1889 wurde im ersten Stock ein neuer Rauchfang errichtet.

1891 wurde im Hof (rechts von der heutigen Kühlhaustür) ein Pissoir gebaut, das erst in den 60erjahren wieder abgerissen wurde; spätestens bei diesem Anlaß wurde etwa in der Mitte des heutigen Gangls neben dem Stiegenhaus ein Abort mit einer Sitzstelle errichtet, deren Kanal in die Senkgrube im Hof mündete (Diesen Kanal hielten wir lange Zeit für den sagenhaften unterirdischen Gang, bis eine nähere Untersuchung im Rahmen der Renovierung 1988 die prosaische Wahrheit enthüllte.). Es war auch wirklich schon an der Zeit, die mittelalterlich anmutenden hygienischen Verhältnisse zu verbessern: Meine Urgroßmutter erinnerte sich noch aus ihrer frühen Kindheit an die Retirade im Hof; dieser primitive Abort war ein Bretterhäuschen ohne Tür; die Eingangsöffnung war diskret der Feuermauer zugekehrt, die Produktion wurde in einer offenen Rinne quer durch den Hof in die Senkgrube geleitet!
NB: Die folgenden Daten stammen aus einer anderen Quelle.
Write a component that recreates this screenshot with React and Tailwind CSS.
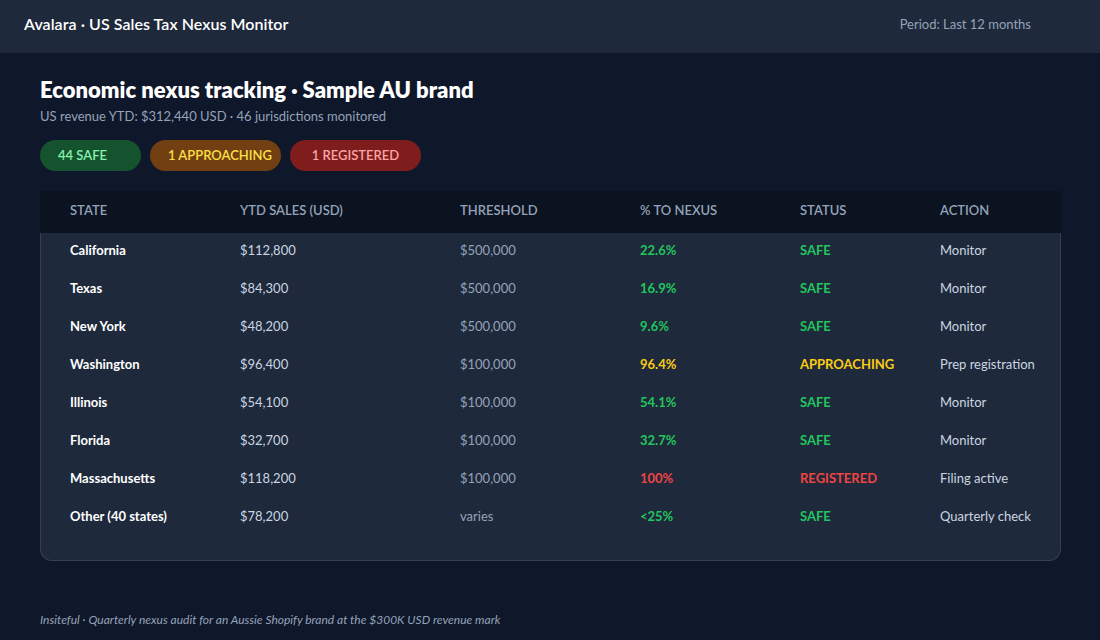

1902 wurde das Haus im Zug der Einrichtung der Badener Wasserleitung an Wasser und Kanalisation angeschlossen. Nun hatte auch die allmonatliche Idylle ein Ende, an die sich mein Großvater noch erinnerte: Einmal im Monat wurde nämlich die Senkgrube geleert; dazu legte man einen armdicken Segeltuchschlauch durch den Hausflur bis zur Straße, und mit einer Pumpe, die aussah wie eine alte Feuerwehrpumpe, wurde das Ganze geleert. Die paradiesischen Düfte, die dieser Akt der Hygiene hinterließ, konnten empfindsame Nasen noch eine Woche lang im ganzen Haus wahrnehmen ...

1904 wurde das an das Nachbarhaus Antonsgasse 7 stoßende Extrastüberl in ein Geschäftslokal umgewandelt, das erst in den 70erjahren aufgelassen und wieder in den Gasthausbereich einbezogen wurde.

1927 wurde neben der Wirtshaustür ein Fenster als Gassenschank geöffnet.

Den Krieg überstand das Haus relativ unbeschädigt: Nur als am Ostermontag 1945 eine Bombe im Hof des Hauses Antonsgasse 12 niederging, wurde durch den Luftdruck ein grosser Teil der Schindeldeckung weggerissen; nach einer provisorischen Reparatur mit Brettern und Teerpappe wurde das Dach mit Eternit eingedeckt; die auf alten Fotos sichtbaren Dachguckerln wurden damals entfernt.

In den letzten Kriegstagen wurde das Haus gründlich geplündert und verwüstet, größeren Schäden durch langandauernde Besetzung entging es aber, denn obwohl die übrige Spiegelgasse bis 1955 von den Russen besetzt war - die Straße war damals durch einen Schranken abgesperrt - , wurde der Reichsapfel schon im August 1945 zurückgegeben, einfach deshalb, weil die Besatzungsmacht ein funktionierendes Wirtshaus wünschte.

Die Renovierung und Neueinrichtung, die mein Bruder Gustl in den Jahren 1988/89 soweit wie möglich in Eigenregie mit Hilfe von Freunden und Geschwistern durchführte, soll hier nicht eigens beschrieben werden: Wer sich dafür interessiert, ist herzlich eingeladen, sich an Ort und Stelle ein Bild von dieser schönen Leistung zu machen!